======== Information supplied ========
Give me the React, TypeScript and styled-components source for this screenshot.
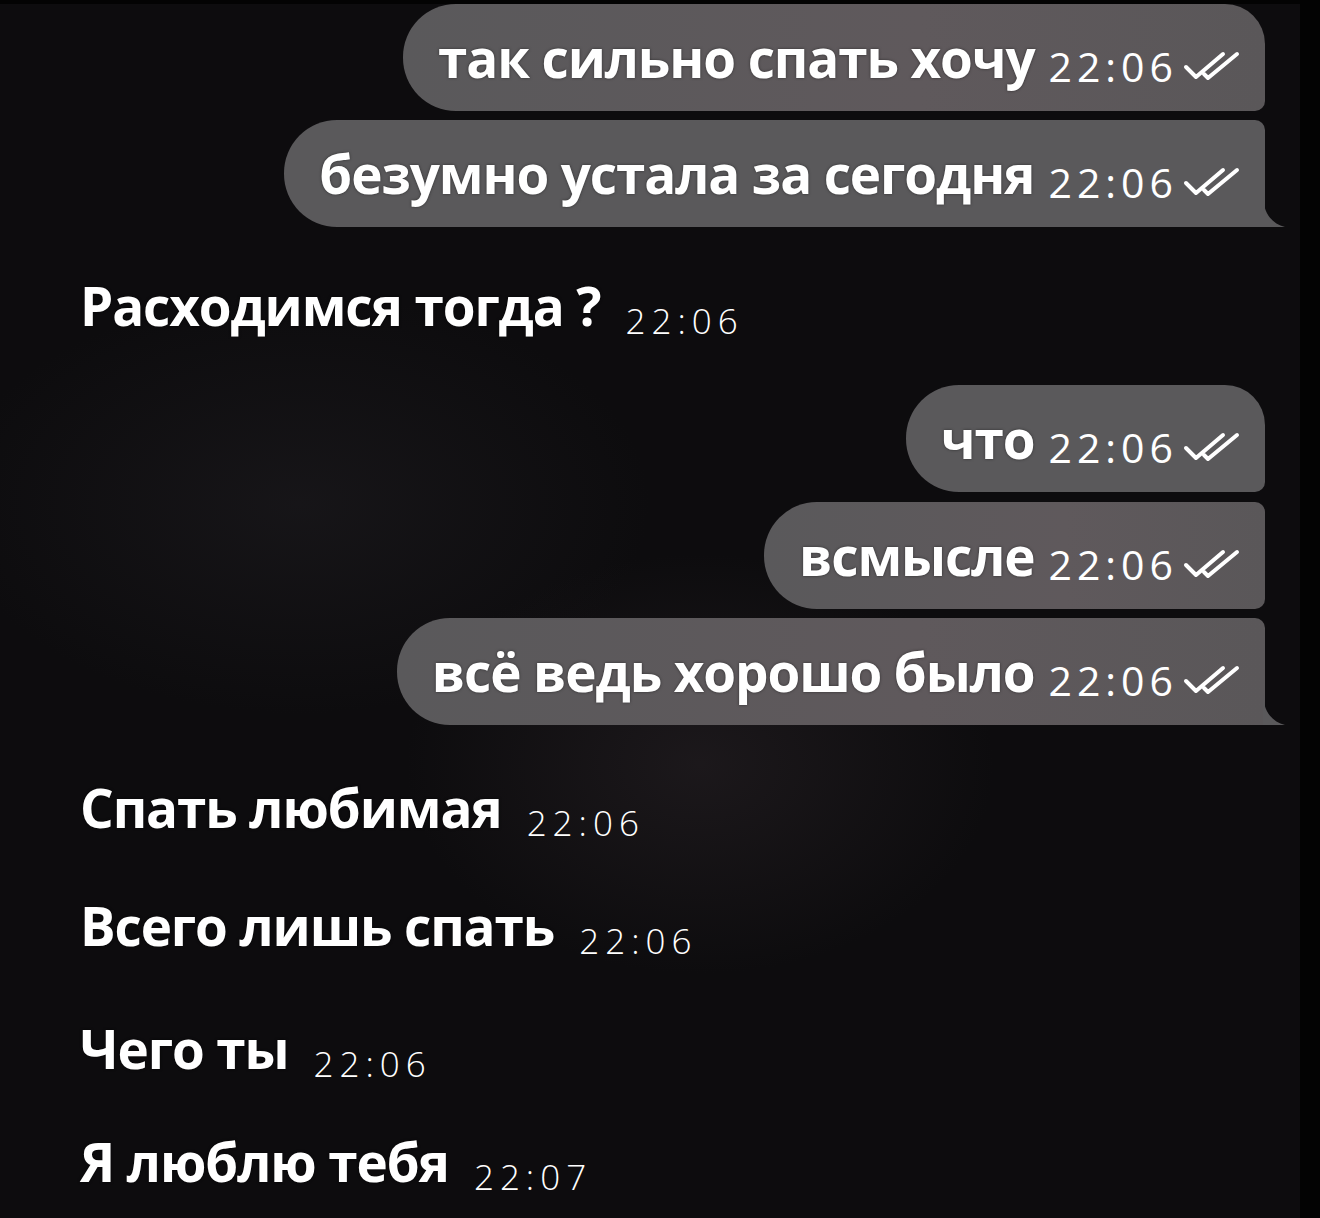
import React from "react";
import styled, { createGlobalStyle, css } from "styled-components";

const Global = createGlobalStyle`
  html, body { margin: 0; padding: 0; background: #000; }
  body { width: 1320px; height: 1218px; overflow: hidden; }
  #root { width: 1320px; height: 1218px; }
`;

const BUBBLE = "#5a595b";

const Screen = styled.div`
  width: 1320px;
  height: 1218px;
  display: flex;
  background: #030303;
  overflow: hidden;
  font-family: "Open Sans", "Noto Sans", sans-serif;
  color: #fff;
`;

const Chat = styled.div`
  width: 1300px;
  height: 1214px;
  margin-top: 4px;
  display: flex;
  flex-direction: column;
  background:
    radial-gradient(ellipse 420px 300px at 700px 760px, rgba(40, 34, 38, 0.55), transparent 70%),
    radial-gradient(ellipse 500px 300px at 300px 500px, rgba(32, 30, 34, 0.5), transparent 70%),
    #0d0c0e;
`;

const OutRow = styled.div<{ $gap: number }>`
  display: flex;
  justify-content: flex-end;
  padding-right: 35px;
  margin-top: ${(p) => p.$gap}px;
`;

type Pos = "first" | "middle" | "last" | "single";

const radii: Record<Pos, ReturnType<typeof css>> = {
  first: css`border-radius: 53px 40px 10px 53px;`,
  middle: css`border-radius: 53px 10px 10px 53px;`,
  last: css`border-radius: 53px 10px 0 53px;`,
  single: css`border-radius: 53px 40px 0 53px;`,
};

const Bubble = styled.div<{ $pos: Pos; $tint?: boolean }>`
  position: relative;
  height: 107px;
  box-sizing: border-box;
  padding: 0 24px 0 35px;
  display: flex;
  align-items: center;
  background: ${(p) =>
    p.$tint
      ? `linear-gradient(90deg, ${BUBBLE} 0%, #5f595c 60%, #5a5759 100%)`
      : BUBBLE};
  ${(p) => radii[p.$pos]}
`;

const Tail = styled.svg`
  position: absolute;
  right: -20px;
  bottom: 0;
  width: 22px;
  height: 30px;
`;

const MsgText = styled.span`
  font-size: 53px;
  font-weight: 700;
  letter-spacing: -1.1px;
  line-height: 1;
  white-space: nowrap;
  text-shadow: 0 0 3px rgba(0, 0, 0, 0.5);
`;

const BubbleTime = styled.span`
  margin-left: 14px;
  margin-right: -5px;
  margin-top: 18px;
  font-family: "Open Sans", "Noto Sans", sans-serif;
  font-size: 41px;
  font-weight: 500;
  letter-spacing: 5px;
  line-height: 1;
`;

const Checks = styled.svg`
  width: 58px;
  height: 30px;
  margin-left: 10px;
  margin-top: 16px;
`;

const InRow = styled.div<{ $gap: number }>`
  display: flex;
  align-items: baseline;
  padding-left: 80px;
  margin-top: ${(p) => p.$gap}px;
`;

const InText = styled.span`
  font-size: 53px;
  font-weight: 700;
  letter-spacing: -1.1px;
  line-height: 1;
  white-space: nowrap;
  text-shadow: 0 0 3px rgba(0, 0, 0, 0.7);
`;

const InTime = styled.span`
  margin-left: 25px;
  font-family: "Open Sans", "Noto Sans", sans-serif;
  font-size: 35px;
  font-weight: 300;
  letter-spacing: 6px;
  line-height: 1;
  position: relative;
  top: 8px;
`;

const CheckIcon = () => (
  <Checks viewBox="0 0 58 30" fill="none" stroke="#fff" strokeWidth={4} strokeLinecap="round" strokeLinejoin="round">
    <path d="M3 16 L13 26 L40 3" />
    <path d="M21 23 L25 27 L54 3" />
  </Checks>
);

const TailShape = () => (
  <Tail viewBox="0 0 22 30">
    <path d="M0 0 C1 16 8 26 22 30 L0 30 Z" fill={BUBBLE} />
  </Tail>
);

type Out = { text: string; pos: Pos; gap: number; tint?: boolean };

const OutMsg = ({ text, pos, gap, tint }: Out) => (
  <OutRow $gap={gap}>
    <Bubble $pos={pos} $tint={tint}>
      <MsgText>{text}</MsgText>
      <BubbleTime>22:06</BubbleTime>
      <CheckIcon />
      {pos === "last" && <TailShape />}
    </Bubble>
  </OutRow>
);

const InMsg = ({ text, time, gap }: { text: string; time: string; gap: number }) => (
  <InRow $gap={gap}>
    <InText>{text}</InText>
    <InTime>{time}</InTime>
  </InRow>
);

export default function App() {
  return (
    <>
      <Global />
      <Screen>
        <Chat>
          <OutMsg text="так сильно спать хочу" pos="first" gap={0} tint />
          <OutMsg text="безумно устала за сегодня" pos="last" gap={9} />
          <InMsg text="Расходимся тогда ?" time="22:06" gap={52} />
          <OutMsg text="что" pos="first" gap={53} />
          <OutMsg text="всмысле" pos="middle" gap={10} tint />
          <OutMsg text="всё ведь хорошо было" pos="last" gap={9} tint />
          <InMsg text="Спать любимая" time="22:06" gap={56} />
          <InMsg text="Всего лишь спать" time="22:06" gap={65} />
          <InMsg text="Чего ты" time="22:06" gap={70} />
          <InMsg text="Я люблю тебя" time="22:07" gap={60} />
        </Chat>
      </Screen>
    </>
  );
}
========
Given request
Retype the whole listing, keeping every line identical and omitting all pictures.

Output below
Give me the React, TypeScript and styled-components source for this screenshot.
import React from "react";
import styled, { createGlobalStyle, css } from "styled-components";

const Global = createGlobalStyle`
  html, body { margin: 0; padding: 0; background: #000; }
  body { width: 1320px; height: 1218px; overflow: hidden; }
  #root { width: 1320px; height: 1218px; }
`;

const BUBBLE = "#5a595b";

const Screen = styled.div`
  width: 1320px;
  height: 1218px;
  display: flex;
  background: #030303;
  overflow: hidden;
  font-family: "Open Sans", "Noto Sans", sans-serif;
  color: #fff;
`;

const Chat = styled.div`
  width: 1300px;
  height: 1214px;
  margin-top: 4px;
  display: flex;
  flex-direction: column;
  background:
    radial-gradient(ellipse 420px 300px at 700px 760px, rgba(40, 34, 38, 0.55), transparent 70%),
    radial-gradient(ellipse 500px 300px at 300px 500px, rgba(32, 30, 34, 0.5), transparent 70%),
    #0d0c0e;
`;

const OutRow = styled.div<{ $gap: number }>`
  display: flex;
  justify-content: flex-end;
  padding-right: 35px;
  margin-top: ${(p) => p.$gap}px;
`;

type Pos = "first" | "middle" | "last" | "single";

const radii: Record<Pos, ReturnType<typeof css>> = {
  first: css`border-radius: 53px 40px 10px 53px;`,
  middle: css`border-radius: 53px 10px 10px 53px;`,
  last: css`border-radius: 53px 10px 0 53px;`,
  single: css`border-radius: 53px 40px 0 53px;`,
};

const Bubble = styled.div<{ $pos: Pos; $tint?: boolean }>`
  position: relative;
  height: 107px;
  box-sizing: border-box;
  padding: 0 24px 0 35px;
  display: flex;
  align-items: center;
  background: ${(p) =>
    p.$tint
      ? `linear-gradient(90deg, ${BUBBLE} 0%, #5f595c 60%, #5a5759 100%)`
      : BUBBLE};
  ${(p) => radii[p.$pos]}
`;

const Tail = styled.svg`
  position: absolute;
  right: -20px;
  bottom: 0;
  width: 22px;
  height: 30px;
`;

const MsgText = styled.span`
  font-size: 53px;
  font-weight: 700;
  letter-spacing: -1.1px;
  line-height: 1;
  white-space: nowrap;
  text-shadow: 0 0 3px rgba(0, 0, 0, 0.5);
`;

const BubbleTime = styled.span`
  margin-left: 14px;
  margin-right: -5px;
  margin-top: 18px;
  font-family: "Open Sans", "Noto Sans", sans-serif;
  font-size: 41px;
  font-weight: 500;
  letter-spacing: 5px;
  line-height: 1;
`;

const Checks = styled.svg`
  width: 58px;
  height: 30px;
  margin-left: 10px;
  margin-top: 16px;
`;

const InRow = styled.div<{ $gap: number }>`
  display: flex;
  align-items: baseline;
  padding-left: 80px;
  margin-top: ${(p) => p.$gap}px;
`;

const InText = styled.span`
  font-size: 53px;
  font-weight: 700;
  letter-spacing: -1.1px;
  line-height: 1;
  white-space: nowrap;
  text-shadow: 0 0 3px rgba(0, 0, 0, 0.7);
`;

const InTime = styled.span`
  margin-left: 25px;
  font-family: "Open Sans", "Noto Sans", sans-serif;
  font-size: 35px;
  font-weight: 300;
  letter-spacing: 6px;
  line-height: 1;
  position: relative;
  top: 8px;
`;

const CheckIcon = () => (
  <Checks viewBox="0 0 58 30" fill="none" stroke="#fff" strokeWidth={4} strokeLinecap="round" strokeLinejoin="round">
    <path d="M3 16 L13 26 L40 3" />
    <path d="M21 23 L25 27 L54 3" />
  </Checks>
);

const TailShape = () => (
  <Tail viewBox="0 0 22 30">
    <path d="M0 0 C1 16 8 26 22 30 L0 30 Z" fill={BUBBLE} />
  </Tail>
);

type Out = { text: string; pos: Pos; gap: number; tint?: boolean };

const OutMsg = ({ text, pos, gap, tint }: Out) => (
  <OutRow $gap={gap}>
    <Bubble $pos={pos} $tint={tint}>
      <MsgText>{text}</MsgText>
      <BubbleTime>22:06</BubbleTime>
      <CheckIcon />
      {pos === "last" && <TailShape />}
    </Bubble>
  </OutRow>
);

const InMsg = ({ text, time, gap }: { text: string; time: string; gap: number }) => (
  <InRow $gap={gap}>
    <InText>{text}</InText>
    <InTime>{time}</InTime>
  </InRow>
);

export default function App() {
  return (
    <>
      <Global />
      <Screen>
        <Chat>
          <OutMsg text="так сильно спать хочу" pos="first" gap={0} tint />
          <OutMsg text="безумно устала за сегодня" pos="last" gap={9} />
          <InMsg text="Расходимся тогда ?" time="22:06" gap={52} />
          <OutMsg text="что" pos="first" gap={53} />
          <OutMsg text="всмысле" pos="middle" gap={10} tint />
          <OutMsg text="всё ведь хорошо было" pos="last" gap={9} tint />
          <InMsg text="Спать любимая" time="22:06" gap={56} />
          <InMsg text="Всего лишь спать" time="22:06" gap={65} />
          <InMsg text="Чего ты" time="22:06" gap={70} />
          <InMsg text="Я люблю тебя" time="22:07" gap={60} />
        </Chat>
      </Screen>
    </>
  );
}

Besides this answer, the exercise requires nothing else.